▼

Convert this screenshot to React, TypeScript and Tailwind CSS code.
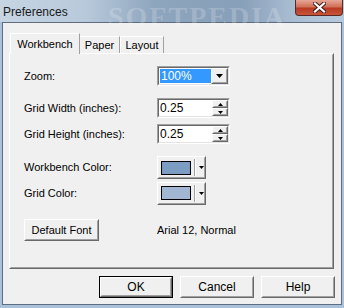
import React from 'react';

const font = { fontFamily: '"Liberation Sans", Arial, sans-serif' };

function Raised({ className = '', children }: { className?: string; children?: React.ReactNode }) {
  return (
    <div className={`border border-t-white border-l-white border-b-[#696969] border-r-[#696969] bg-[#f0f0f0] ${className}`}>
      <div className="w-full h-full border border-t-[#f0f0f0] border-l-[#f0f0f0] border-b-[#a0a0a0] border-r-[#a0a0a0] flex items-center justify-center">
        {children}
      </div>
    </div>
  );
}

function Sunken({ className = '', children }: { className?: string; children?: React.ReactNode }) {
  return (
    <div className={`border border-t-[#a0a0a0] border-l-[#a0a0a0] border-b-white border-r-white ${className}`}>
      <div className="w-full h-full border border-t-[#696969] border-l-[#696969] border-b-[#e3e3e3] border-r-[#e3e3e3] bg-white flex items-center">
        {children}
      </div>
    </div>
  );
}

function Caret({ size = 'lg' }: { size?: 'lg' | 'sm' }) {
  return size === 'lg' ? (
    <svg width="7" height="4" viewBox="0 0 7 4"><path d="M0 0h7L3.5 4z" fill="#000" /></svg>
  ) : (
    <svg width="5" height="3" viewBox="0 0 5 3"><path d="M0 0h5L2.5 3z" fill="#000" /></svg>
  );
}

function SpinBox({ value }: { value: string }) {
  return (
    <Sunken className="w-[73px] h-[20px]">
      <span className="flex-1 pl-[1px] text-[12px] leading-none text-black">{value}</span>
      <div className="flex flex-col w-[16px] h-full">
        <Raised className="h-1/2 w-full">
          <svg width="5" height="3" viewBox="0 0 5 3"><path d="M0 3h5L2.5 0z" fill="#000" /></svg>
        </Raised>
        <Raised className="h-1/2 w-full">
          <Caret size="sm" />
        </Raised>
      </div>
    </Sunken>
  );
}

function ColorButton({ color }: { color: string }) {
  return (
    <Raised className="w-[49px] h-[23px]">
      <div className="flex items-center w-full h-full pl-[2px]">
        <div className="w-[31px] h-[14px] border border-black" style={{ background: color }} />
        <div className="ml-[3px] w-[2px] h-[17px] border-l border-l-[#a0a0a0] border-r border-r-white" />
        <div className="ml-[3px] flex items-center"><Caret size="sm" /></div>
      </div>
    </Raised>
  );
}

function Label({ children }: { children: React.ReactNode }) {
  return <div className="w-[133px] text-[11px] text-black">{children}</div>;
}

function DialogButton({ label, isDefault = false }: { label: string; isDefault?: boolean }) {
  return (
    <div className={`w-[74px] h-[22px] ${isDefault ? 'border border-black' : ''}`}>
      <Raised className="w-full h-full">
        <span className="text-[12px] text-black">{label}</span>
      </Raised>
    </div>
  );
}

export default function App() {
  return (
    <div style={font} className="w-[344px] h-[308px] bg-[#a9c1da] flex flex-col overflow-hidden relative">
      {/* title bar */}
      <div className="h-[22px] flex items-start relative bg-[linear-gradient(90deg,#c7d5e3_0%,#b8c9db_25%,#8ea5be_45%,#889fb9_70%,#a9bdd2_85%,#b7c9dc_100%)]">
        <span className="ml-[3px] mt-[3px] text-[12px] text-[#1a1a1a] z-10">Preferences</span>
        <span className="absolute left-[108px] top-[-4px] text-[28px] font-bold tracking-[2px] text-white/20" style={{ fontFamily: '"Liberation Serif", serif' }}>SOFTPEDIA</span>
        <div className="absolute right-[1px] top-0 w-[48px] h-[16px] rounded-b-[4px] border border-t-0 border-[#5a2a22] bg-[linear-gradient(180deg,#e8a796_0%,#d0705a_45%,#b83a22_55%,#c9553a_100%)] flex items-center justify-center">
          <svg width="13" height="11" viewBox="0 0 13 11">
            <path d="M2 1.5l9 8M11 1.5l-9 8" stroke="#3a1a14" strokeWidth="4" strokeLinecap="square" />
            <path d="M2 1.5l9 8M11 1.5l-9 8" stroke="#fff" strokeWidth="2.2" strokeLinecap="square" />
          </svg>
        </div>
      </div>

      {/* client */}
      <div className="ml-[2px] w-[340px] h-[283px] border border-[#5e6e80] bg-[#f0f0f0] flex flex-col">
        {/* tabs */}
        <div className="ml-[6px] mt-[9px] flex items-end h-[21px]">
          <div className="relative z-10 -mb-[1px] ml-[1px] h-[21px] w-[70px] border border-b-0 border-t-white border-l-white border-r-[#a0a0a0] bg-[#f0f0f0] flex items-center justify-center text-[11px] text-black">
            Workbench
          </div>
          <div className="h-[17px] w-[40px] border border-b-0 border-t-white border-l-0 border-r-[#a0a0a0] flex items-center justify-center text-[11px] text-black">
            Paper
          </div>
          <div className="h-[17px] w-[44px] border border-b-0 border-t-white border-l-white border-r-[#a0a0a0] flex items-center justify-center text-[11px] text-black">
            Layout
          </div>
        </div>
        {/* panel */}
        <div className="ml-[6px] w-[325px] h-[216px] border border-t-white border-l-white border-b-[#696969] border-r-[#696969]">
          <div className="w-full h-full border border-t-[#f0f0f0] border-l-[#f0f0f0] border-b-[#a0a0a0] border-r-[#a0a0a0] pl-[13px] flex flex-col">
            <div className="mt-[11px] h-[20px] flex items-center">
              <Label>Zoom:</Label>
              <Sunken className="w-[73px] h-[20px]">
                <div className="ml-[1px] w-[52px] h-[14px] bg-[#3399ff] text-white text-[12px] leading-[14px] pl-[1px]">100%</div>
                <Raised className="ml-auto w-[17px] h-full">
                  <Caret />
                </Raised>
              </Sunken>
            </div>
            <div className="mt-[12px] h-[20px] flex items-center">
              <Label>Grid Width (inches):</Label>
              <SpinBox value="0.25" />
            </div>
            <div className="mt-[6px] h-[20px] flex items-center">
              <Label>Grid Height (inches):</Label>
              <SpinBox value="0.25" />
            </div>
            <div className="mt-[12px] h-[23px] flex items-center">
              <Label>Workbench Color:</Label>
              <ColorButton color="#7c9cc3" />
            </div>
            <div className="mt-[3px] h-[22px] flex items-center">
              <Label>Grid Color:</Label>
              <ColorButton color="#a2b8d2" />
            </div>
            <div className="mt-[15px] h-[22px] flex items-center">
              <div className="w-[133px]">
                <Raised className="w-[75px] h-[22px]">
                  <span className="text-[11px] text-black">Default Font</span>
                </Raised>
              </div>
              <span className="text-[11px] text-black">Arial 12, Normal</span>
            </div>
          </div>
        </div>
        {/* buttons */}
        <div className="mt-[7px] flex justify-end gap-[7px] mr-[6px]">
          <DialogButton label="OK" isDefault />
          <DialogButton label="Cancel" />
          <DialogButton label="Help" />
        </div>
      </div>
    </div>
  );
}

▲

Leave the images out and output the remaining material exactly as it stands.

Convert this screenshot to React, TypeScript and Tailwind CSS code.
import React from 'react';

const font = { fontFamily: '"Liberation Sans", Arial, sans-serif' };

function Raised({ className = '', children }: { className?: string; children?: React.ReactNode }) {
  return (
    <div className={`border border-t-white border-l-white border-b-[#696969] border-r-[#696969] bg-[#f0f0f0] ${className}`}>
      <div className="w-full h-full border border-t-[#f0f0f0] border-l-[#f0f0f0] border-b-[#a0a0a0] border-r-[#a0a0a0] flex items-center justify-center">
        {children}
      </div>
    </div>
  );
}

function Sunken({ className = '', children }: { className?: string; children?: React.ReactNode }) {
  return (
    <div className={`border border-t-[#a0a0a0] border-l-[#a0a0a0] border-b-white border-r-white ${className}`}>
      <div className="w-full h-full border border-t-[#696969] border-l-[#696969] border-b-[#e3e3e3] border-r-[#e3e3e3] bg-white flex items-center">
        {children}
      </div>
    </div>
  );
}

function Caret({ size = 'lg' }: { size?: 'lg' | 'sm' }) {
  return size === 'lg' ? (
    <svg width="7" height="4" viewBox="0 0 7 4"><path d="M0 0h7L3.5 4z" fill="#000" /></svg>
  ) : (
    <svg width="5" height="3" viewBox="0 0 5 3"><path d="M0 0h5L2.5 3z" fill="#000" /></svg>
  );
}

function SpinBox({ value }: { value: string }) {
  return (
    <Sunken className="w-[73px] h-[20px]">
      <span className="flex-1 pl-[1px] text-[12px] leading-none text-black">{value}</span>
      <div className="flex flex-col w-[16px] h-full">
        <Raised className="h-1/2 w-full">
          <svg width="5" height="3" viewBox="0 0 5 3"><path d="M0 3h5L2.5 0z" fill="#000" /></svg>
        </Raised>
        <Raised className="h-1/2 w-full">
          <Caret size="sm" />
        </Raised>
      </div>
    </Sunken>
  );
}

function ColorButton({ color }: { color: string }) {
  return (
    <Raised className="w-[49px] h-[23px]">
      <div className="flex items-center w-full h-full pl-[2px]">
        <div className="w-[31px] h-[14px] border border-black" style={{ background: color }} />
        <div className="ml-[3px] w-[2px] h-[17px] border-l border-l-[#a0a0a0] border-r border-r-white" />
        <div className="ml-[3px] flex items-center"><Caret size="sm" /></div>
      </div>
    </Raised>
  );
}

function Label({ children }: { children: React.ReactNode }) {
  return <div className="w-[133px] text-[11px] text-black">{children}</div>;
}

function DialogButton({ label, isDefault = false }: { label: string; isDefault?: boolean }) {
  return (
    <div className={`w-[74px] h-[22px] ${isDefault ? 'border border-black' : ''}`}>
      <Raised className="w-full h-full">
        <span className="text-[12px] text-black">{label}</span>
      </Raised>
    </div>
  );
}

export default function App() {
  return (
    <div style={font} className="w-[344px] h-[308px] bg-[#a9c1da] flex flex-col overflow-hidden relative">
      {/* title bar */}
      <div className="h-[22px] flex items-start relative bg-[linear-gradient(90deg,#c7d5e3_0%,#b8c9db_25%,#8ea5be_45%,#889fb9_70%,#a9bdd2_85%,#b7c9dc_100%)]">
        <span className="ml-[3px] mt-[3px] text-[12px] text-[#1a1a1a] z-10">Preferences</span>
        <span className="absolute left-[108px] top-[-4px] text-[28px] font-bold tracking-[2px] text-white/20" style={{ fontFamily: '"Liberation Serif", serif' }}>SOFTPEDIA</span>
        <div className="absolute right-[1px] top-0 w-[48px] h-[16px] rounded-b-[4px] border border-t-0 border-[#5a2a22] bg-[linear-gradient(180deg,#e8a796_0%,#d0705a_45%,#b83a22_55%,#c9553a_100%)] flex items-center justify-center">
          <svg width="13" height="11" viewBox="0 0 13 11">
            <path d="M2 1.5l9 8M11 1.5l-9 8" stroke="#3a1a14" strokeWidth="4" strokeLinecap="square" />
            <path d="M2 1.5l9 8M11 1.5l-9 8" stroke="#fff" strokeWidth="2.2" strokeLinecap="square" />
          </svg>
        </div>
      </div>

      {/* client */}
      <div className="ml-[2px] w-[340px] h-[283px] border border-[#5e6e80] bg-[#f0f0f0] flex flex-col">
        {/* tabs */}
        <div className="ml-[6px] mt-[9px] flex items-end h-[21px]">
          <div className="relative z-10 -mb-[1px] ml-[1px] h-[21px] w-[70px] border border-b-0 border-t-white border-l-white border-r-[#a0a0a0] bg-[#f0f0f0] flex items-center justify-center text-[11px] text-black">
            Workbench
          </div>
          <div className="h-[17px] w-[40px] border border-b-0 border-t-white border-l-0 border-r-[#a0a0a0] flex items-center justify-center text-[11px] text-black">
            Paper
          </div>
          <div className="h-[17px] w-[44px] border border-b-0 border-t-white border-l-white border-r-[#a0a0a0] flex items-center justify-center text-[11px] text-black">
            Layout
          </div>
        </div>
        {/* panel */}
        <div className="ml-[6px] w-[325px] h-[216px] border border-t-white border-l-white border-b-[#696969] border-r-[#696969]">
          <div className="w-full h-full border border-t-[#f0f0f0] border-l-[#f0f0f0] border-b-[#a0a0a0] border-r-[#a0a0a0] pl-[13px] flex flex-col">
            <div className="mt-[11px] h-[20px] flex items-center">
              <Label>Zoom:</Label>
              <Sunken className="w-[73px] h-[20px]">
                <div className="ml-[1px] w-[52px] h-[14px] bg-[#3399ff] text-white text-[12px] leading-[14px] pl-[1px]">100%</div>
                <Raised className="ml-auto w-[17px] h-full">
                  <Caret />
                </Raised>
              </Sunken>
            </div>
            <div className="mt-[12px] h-[20px] flex items-center">
              <Label>Grid Width (inches):</Label>
              <SpinBox value="0.25" />
            </div>
            <div className="mt-[6px] h-[20px] flex items-center">
              <Label>Grid Height (inches):</Label>
              <SpinBox value="0.25" />
            </div>
            <div className="mt-[12px] h-[23px] flex items-center">
              <Label>Workbench Color:</Label>
              <ColorButton color="#7c9cc3" />
            </div>
            <div className="mt-[3px] h-[22px] flex items-center">
              <Label>Grid Color:</Label>
              <ColorButton color="#a2b8d2" />
            </div>
            <div className="mt-[15px] h-[22px] flex items-center">
              <div className="w-[133px]">
                <Raised className="w-[75px] h-[22px]">
                  <span className="text-[11px] text-black">Default Font</span>
                </Raised>
              </div>
              <span className="text-[11px] text-black">Arial 12, Normal</span>
            </div>
          </div>
        </div>
        {/* buttons */}
        <div className="mt-[7px] flex justify-end gap-[7px] mr-[6px]">
          <DialogButton label="OK" isDefault />
          <DialogButton label="Cancel" />
          <DialogButton label="Help" />
        </div>
      </div>
    </div>
  );
}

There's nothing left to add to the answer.